Prokurator Jerzy Mierzewski: przesłuchać "Patyka" i jego ludzi
Przesłuchania w Warszawie "Patyka" i ludzi z jego grupy (w tym świadka koronnego) domaga się prokurator Jerzy Mierzewski, oskarżyciel w procesie Ryszarda Boguckiego i Andrzeja Z. - "Słowika". O "wszelkie materiały ze śledztwa łódzkiego" zwraca się też obrona Boguckiego i "Słowika".
30.04.2012 | aktual.: 30.04.2012 13:09
"Wszystko wskazuje na to, że ostatnie rewelacje prokuratury w Łodzi stoją w sprzeczności z materiałem dowodowym zebranym w niniejszej sprawie" - mówił prokurator Mierzewski uzasadniając swój wniosek. Chce on także, aby łódzka prokuratura poinformowała warszawski sąd, czy ma nowych świadków, którzy inaczej niż dotychczas relacjonują przebieg zabójstwa. Według naocznego świadka przesłuchanego jeszcze przed laty w śledztwie (sąsiada Papałów patrzącego przez okno na parking) do parkującego samochodu podszedł jeden mężczyzna, oddał strzał i odszedł. Boguckiego na miejscu zbrodni rozpoznała Małgorzata Papała - żona b. komendanta policji.
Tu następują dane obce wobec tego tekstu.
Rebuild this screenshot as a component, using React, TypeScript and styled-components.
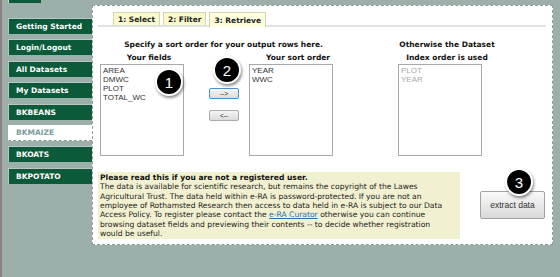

Prokurator Mierzewski chce także, aby łódzka prokuratura poinformowała sąd w Warszawie, kim jest świadek koronny w ich śledztwie. - Jeśli jest to osoba, o której myślę, proszę aby sąd ściągnął do swego procesu akta innej sprawy, w której osoba ta występowała. To pozwoli nam ocenić jego wiarygodność - powiedział.
Jak dowiedziała się PAP w źródłach sądowych, chodzi o akta sprawy złodziei samochodów, w której świadkiem koronnym był Igor Ł. (obecnie Igor M.) ps. Patyk, podejrzany dziś przez łódzką prokuraturę o zabójstwo Papały. W tamtej sprawie sąd wymierzył wyroki skazujące nawet na 10 lat więzienia kilku osobom - w tym - jak podejrzewa Mierzewski - także obecnemu świadkowi koronnemu, który został nim i zeznaje o "Patyku" po odsiedzeniu swego wyroku.